You know how it is when you are standing right next to the tree and all you can see is the bark, and then you take a few steps back and realize it's a tree and then (if you could fly) you could pull back even farther and see that the tree is part of the whole forest? Well for the last year you've been right up against the bark concentrating on each little piece that makes up the whole tree or even the forest. It's really hard to see how far the tree has come in that last year. Take it from the friends, students and instructors who've worked with you this last year and know that being a top agility handler/champion is not really about he ribbons and trophies (which you don't want anyway). You may already be there or at least be a lot closer than you think.
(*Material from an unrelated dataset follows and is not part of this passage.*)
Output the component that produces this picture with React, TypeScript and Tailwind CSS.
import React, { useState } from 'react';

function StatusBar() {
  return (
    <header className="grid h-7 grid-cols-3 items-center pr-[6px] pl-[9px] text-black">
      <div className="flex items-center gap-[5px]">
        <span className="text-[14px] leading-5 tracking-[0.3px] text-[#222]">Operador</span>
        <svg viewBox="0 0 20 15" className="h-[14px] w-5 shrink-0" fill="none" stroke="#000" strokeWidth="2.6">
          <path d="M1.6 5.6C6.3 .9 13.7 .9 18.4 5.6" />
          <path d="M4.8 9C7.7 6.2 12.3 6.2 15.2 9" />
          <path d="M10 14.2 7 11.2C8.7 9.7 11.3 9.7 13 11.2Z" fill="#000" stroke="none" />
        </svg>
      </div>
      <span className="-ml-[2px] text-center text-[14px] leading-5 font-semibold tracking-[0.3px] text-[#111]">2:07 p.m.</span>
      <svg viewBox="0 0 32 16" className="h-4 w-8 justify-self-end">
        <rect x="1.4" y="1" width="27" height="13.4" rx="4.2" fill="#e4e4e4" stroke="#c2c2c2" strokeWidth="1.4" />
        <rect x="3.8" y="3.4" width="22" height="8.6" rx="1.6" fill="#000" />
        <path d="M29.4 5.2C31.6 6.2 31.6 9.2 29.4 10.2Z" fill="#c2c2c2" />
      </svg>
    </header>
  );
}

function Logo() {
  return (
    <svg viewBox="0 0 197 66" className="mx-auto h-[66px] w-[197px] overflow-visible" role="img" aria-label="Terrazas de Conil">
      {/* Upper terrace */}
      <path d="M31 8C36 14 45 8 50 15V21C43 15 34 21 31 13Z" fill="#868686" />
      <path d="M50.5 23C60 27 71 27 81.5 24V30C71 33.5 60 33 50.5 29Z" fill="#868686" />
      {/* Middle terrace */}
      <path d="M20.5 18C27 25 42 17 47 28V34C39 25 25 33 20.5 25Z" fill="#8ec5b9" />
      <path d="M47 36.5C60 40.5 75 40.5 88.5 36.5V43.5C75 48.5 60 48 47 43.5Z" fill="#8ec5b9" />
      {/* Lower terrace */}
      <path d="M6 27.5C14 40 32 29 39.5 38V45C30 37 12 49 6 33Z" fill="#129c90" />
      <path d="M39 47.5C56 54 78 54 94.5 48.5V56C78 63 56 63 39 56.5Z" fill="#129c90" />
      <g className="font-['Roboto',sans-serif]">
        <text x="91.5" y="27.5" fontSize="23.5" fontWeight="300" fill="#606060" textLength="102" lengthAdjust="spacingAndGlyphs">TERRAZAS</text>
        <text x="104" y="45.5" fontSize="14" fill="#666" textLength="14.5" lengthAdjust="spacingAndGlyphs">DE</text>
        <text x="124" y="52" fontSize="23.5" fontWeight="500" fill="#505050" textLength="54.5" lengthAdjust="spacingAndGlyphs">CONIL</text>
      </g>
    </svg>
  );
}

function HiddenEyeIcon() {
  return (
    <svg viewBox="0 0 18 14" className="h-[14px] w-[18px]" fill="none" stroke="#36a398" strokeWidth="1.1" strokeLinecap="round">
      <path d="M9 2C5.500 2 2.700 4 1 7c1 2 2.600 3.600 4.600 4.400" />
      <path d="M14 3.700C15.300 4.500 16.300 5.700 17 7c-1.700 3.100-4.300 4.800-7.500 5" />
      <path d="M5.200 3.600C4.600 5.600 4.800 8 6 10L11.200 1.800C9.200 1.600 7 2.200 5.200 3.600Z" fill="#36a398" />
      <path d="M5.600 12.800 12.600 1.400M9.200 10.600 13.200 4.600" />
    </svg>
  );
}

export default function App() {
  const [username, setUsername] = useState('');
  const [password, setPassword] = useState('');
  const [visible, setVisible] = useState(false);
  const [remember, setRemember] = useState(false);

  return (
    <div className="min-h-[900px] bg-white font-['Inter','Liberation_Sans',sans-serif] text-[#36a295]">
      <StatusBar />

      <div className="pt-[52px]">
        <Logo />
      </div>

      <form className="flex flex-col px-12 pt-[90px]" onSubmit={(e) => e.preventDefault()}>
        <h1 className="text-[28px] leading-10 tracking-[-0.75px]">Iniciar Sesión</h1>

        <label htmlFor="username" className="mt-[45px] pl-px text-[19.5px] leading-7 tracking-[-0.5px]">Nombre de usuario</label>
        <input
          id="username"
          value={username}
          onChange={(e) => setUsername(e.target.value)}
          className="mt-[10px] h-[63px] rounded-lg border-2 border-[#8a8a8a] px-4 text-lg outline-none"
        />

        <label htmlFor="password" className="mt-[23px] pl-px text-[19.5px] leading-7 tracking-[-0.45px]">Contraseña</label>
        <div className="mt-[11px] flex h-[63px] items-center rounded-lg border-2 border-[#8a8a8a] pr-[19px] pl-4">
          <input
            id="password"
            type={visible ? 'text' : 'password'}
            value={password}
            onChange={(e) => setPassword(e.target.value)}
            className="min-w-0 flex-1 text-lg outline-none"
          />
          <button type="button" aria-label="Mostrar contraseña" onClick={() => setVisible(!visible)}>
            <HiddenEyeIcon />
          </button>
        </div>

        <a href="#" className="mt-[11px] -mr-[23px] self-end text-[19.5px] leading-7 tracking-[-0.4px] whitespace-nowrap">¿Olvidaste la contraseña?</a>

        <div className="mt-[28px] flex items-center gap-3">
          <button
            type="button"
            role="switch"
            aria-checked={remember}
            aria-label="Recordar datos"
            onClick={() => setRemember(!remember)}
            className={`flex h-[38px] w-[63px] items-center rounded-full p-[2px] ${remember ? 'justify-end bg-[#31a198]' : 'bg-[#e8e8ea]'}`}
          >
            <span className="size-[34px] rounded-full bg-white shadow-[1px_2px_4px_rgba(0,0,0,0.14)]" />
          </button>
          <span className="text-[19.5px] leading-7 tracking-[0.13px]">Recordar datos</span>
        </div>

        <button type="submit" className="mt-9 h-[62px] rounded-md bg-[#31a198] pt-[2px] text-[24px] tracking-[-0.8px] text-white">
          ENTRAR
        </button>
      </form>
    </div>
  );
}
Oh, and you are really funny!!

Amy Carlson said...

I just keep reading my life through your words. I did buy your shirt and when I told my husband I was tired of Hog Wars, or whatever that show is about wild hogs, he said "but that thing on your shirt looks like a wild hog".
I want your hair, though.
BTW - The XL juniors fit nicely!

Amy Carlson said...

Oh and if you name a dog Dude, what nickname do you use?

Anonymous said...

Laura....you are brilliant, gifted, and entertaining!! I always love seeing you (at Regionals) and miss when I don't (most of the year)....You have a heart of gold and a great love for your animals and all of ours too!! Come south and visit, but until then....keep writing!!
love from more of your small dog friends, Jackie and Stevie
ps- Beth and I will have a run up the hill, in your honor and Otterpop's, at Cherokee Park next month....

Anonymous said...

I LOVE your blog!!! I follow SG, too and I envy you having lunch with her. Really. I agree with the comment that maybe the goal of being Top Handler is to big a goal. Break it down. Maybe have it be that you and Otterpop (love that name) are the best in class once a month; then once a week, etc. I'll bet you and the "O" will be Top Handler and Top Dog before long..at least by 2013.